How have galleries responded to having giants like Sotheby’s and Christie’s on their turf? "The traditional galleries resist our movement into the market and we believe unfairly restrict our access to art fairs for the reason of [Haunch of Venison’s] ultimate ownership," says Porter, referring to the gallery’s exclusion from Art Basel and Frieze.
"We don’t think that serves the art-collecting public," he continues, pointing to the benefits Christie’s offers in this field: "We have the broadest knowledge of the art holdings worldwide because of all of the appraisal work we do for collectors and all the sales history we have. We have all the historical information, and we know everybody who’s new in the market."
While granting that auction houses "have the information necessary in order to bring buyers and sellers together behind the scenes," consultant Pos questions whether that activity "interferes with their day job" as auctioneers and is far from happy about how it impacts hers. "It clearly interferes with what I do," she says of the added competition for supply, "because my value is trying to source things privately and to buy and sell privately."
Lucy Mitchell-Innes, president of the Art Dealers Association of America, takes a more positive view: "Anything that enlarges the pond we all swim in is a plus for the global art market." Mitchell-Innes also points out that her members have both a protected niche and certain business advantages. "The auction houses have had no impact in the primary market, which continues to be dominated by gallerists, who nurture the careers of their artists," she says, adding that because of their previous sales, the galleries know where the prime works are. "An auction house may have a broad reach, but it is not as deep when it comes to expertise and knowledge." As for the customers themselves, at least some see little difference between the two entities. "It’s just like selling at a gallery in the off-season or consigning to Gagosian. It’s the same
idea," says the New York art trader Alberto Mugrabi, who has made private deals as both buyer and seller at the $5 million level and above through the auction houses.

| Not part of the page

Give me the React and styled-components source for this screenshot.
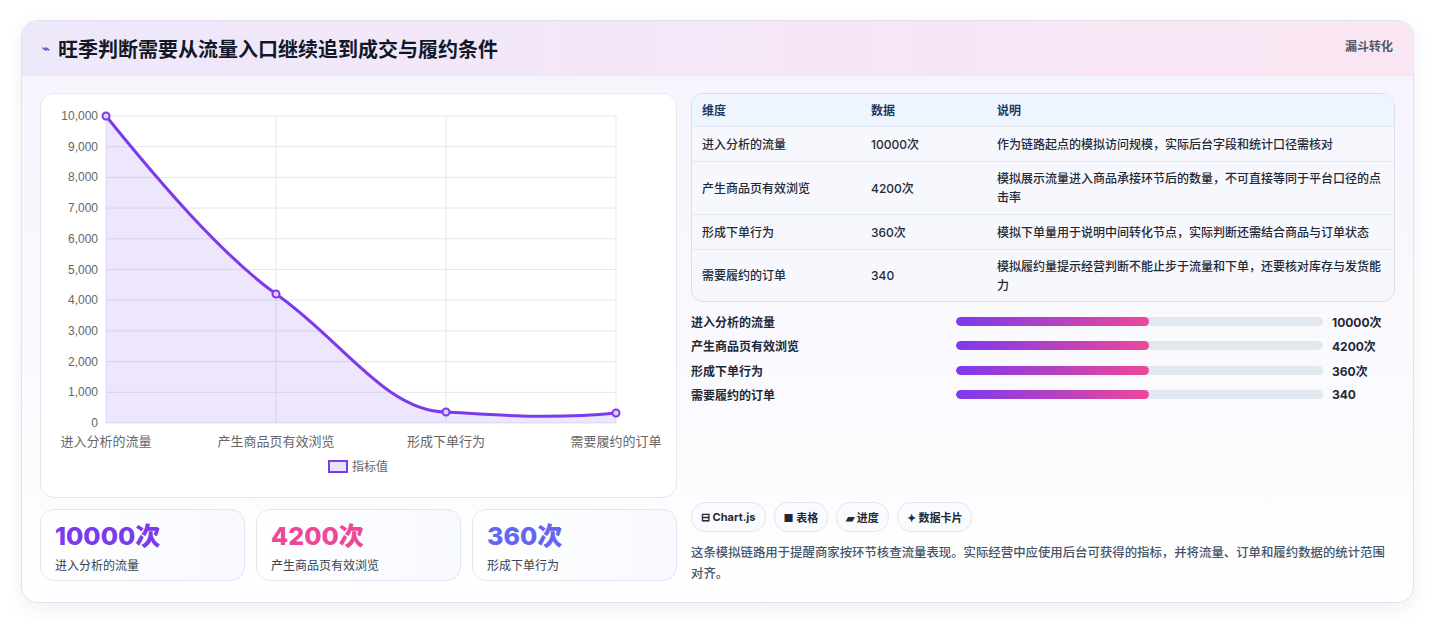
import React from "react";
import styled, { createGlobalStyle } from "styled-components";

const G = createGlobalStyle`
  body{margin:0;background:#f1f1f4;font-family:Inter,"Noto Sans CJK SC",sans-serif;}
`;
const Page = styled.div`background:#fff;padding:20px 21px 12px 21px;height:589px;box-sizing:content-box;`;
const Card = styled.div`border:1px solid #e3e1f0;border-radius:16px;overflow:hidden;background:linear-gradient(180deg,#f6f3fd 0%,#fbfbfe 70%,#fff 100%);box-shadow:0 6px 18px rgba(80,70,140,.08);`;
const Header = styled.div`height:54px;display:flex;justify-content:space-between;padding:0 20px;background:linear-gradient(90deg,#eee8fb,#fbe6f3);border-bottom:1px solid #ebe5f6;`;
const Title = styled.h1`margin:0;font-size:20px;font-weight:700;color:#111827;display:flex;align-items:center;gap:8px;`;
const Tag = styled.span`font-size:12px;font-weight:700;color:#555a68;margin-top:16px;`;
const Body = styled.div`display:grid;grid-template-columns:637px 704px;gap:14px;padding:17px 18px 18px 18px;`;
const Col = styled.div`display:flex;flex-direction:column;`;
const ChartBox = styled.div`position:relative;height:403px;border:1px solid #e6e8f0;border-radius:14px;background:#fff;`;
const Kpis = styled.div`display:grid;grid-template-columns:repeat(3,1fr);gap:11px;margin-top:11px;`;
const Kpi = styled.div`height:72px;border:1px solid #e1e7f2;border-radius:14px;background:linear-gradient(90deg,#fff,#f7f9fe);padding:12px 14px;box-sizing:border-box;`;
const KNum = styled.div`font-size:25px;font-weight:800;color:${p=>p.c};line-height:28px;`;
const KLab = styled.div`font-size:12px;color:#374151;margin-top:6px;`;
const Table = styled.div`border:1px solid #d9e0ec;border-radius:12px;overflow:hidden;background:#f7f8fd;`;
const Row = styled.div`display:grid;grid-template-columns:169px 126px 1fr;height:${p=>p.h}px;box-sizing:border-box;align-items:center;padding:0 10px;font-size:12px;color:${p=>p.head?"#1e3a5f":"#1f2937"};font-weight:${p=>p.head?700:500};background:${p=>p.head?"#eef5ff":"transparent"};border-top:${p=>p.head?"none":"1px solid #e3e7ef"};line-height:19px;`;
const Prog = styled.div`display:flex;flex-direction:column;gap:6.5px;margin-top:10px;`;
const PRow = styled.div`display:grid;grid-template-columns:265px 367px 1fr;align-items:center;height:18px;font-size:12px;font-weight:600;color:#1f2937;`;
const Track = styled.div`height:9px;border-radius:5px;background:#e2e8f0;overflow:hidden;`;
const Fill = styled.div`height:100%;border-radius:5px;background:linear-gradient(90deg,#7c3aed,#ec4899);`;
const Val = styled.span`padding-left:9px;font-weight:700;`;
const Chips = styled.div`display:flex;gap:8px;margin-top:98px;`;
const Chip = styled.span`height:28px;padding:0 9px;border:1px solid #e3e6ee;border-radius:14px;background:#fafbfe;font-size:11px;font-weight:700;color:#1f2937;display:flex;align-items:center;gap:4px;`;
const Desc = styled.p`margin:10px 0 0;font-size:12.4px;line-height:21px;color:#475569;font-weight:500;`;

const rows=[["进入分析的流量","10000次","作为链路起点的模拟访问规模，实际后台字段和统计口径需核对",35],["产生商品页有效浏览","4200次","模拟展示流量进入商品承接环节后的数量，不可直接等同于平台口径的点击率",53],["形成下单行为","360次","模拟下单量用于说明中间转化节点，实际判断还需结合商品与订单状态",35],["需要履约的订单","340","模拟履约量提示经营判断不能止步于流量和下单，还要核对库存与发货能力",52]];

function Chart(){
  const x0=65,x1=575,y0=22,y1=329;
  const ys=[];for(let i=0;i<=10;i++)ys.push(y1-(y1-y0)*i/10);
  const xs=[65,235,405,575];
  const t={fontFamily:"Liberation Sans,Arial,sans-serif",fontSize:12,fill:"#666"};
  const curve="M65,22 C120,90 180,160 235,200 C300,245 345,318 405,318 C445,320 505,326 575,319";
  return (<svg width="637" height="403" style={{position:"absolute",left:0,top:0}}>
    {ys.map((y,i)=><g key={i}><line x1={x0} x2={x1} y1={y} y2={y} stroke="#e5e7eb"/><text x={x0-8} y={y+4} textAnchor="end" {...t}>{(i*1000).toLocaleString("en-US")}</text></g>)}
    {xs.map((x,i)=><line key={i} x1={x} x2={x} y1={y0} y2={y1} stroke="#e5e7eb"/>)}
    <path d={curve+` L575,${y1} L65,${y1} Z`} fill="rgba(124,58,237,0.13)"/>
    <path d={curve} fill="none" stroke="#7c3aed" strokeWidth="3"/>
    {[[65,22],[235,200],[405,318],[575,319]].map(([x,y],i)=><circle key={i} cx={x} cy={y} r="3.5" fill="#ddd0fb" stroke="#7c3aed" strokeWidth="2"/>)}
    {["进入分析的流量","产生商品页有效浏览","形成下单行为","需要履约的订单"].map((l,i)=><text key={i} x={xs[i]} y={352} textAnchor="middle" {...t} fontFamily="Noto Sans CJK SC,sans-serif" fontSize="13">{l}</text>)}
    <rect x="288" y="367" width="18" height="11" fill="rgba(124,58,237,.15)" stroke="#7c3aed" strokeWidth="2"/>
    <text x="311" y="377" {...t} fontFamily="Noto Sans CJK SC,sans-serif">指标值</text>
  </svg>);
}

export default function App(){
  return (<Page><G/><Card>
    <Header><Title><span style={{fontSize:13,color:"#5b5bd6"}}>⌁</span>旺季判断需要从流量入口继续追到成交与履约条件</Title><Tag>漏斗转化</Tag></Header>
    <Body>
      <Col>
        <ChartBox><Chart/></ChartBox>
        <Kpis>
          <Kpi><KNum c="#7c3aed">10000次</KNum><KLab>进入分析的流量</KLab></Kpi>
          <Kpi><KNum c="#ec4899">4200次</KNum><KLab>产生商品页有效浏览</KLab></Kpi>
          <Kpi><KNum c="#6366f1">360次</KNum><KLab>形成下单行为</KLab></Kpi>
        </Kpis>
      </Col>
      <Col>
        <Table>
          <Row head h={32}><span>维度</span><span>数据</span><span>说明</span></Row>
          {rows.map(r=><Row key={r[0]} h={r[3]}><span>{r[0]}</span><span>{r[1]}</span><span>{r[2]}</span></Row>)}
        </Table>
        <Prog>
          {rows.map(r=><PRow key={r[0]}><span>{r[0]}</span><Track><Fill style={{width:"52.5%"}}/></Track><Val>{r[1]}</Val></PRow>)}
        </Prog>
        <Chips><Chip>⊟ Chart.js</Chip><Chip>■ 表格</Chip><Chip>▰ 进度</Chip><Chip>✦ 数据卡片</Chip></Chips>
        <Desc>这条模拟链路用于提醒商家按环节核查流量表现。实际经营中应使用后台可获得的指标，并将流量、订单和履约数据的统计范围对齐。</Desc>
      </Col>
    </Body>
  </Card></Page>);
}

Whatever the business looks like to outsiders, the transition from dedicated auctioneers to part-time dealers was not an easy one for the houses, according to Dominique Lévy, who was hired by Christie’s in 1999 to develop private sales. "Curiously enough, it was like swimming against a big wave," recalls Lévy, currently a partner at L&M Arts of New York and L.A., "because people in the auction world were really focusing on their sales, their catalogues, and anything available for private treaty was seen as taking a buyer away from the auctions." Then the houses introduced a commission structure in which specialists get direct percentages when they sell something privately. "Suddenly," she says, "it became lucrative for an auction specialist to do a private treaty sale. Incentivizing has really changed the culture."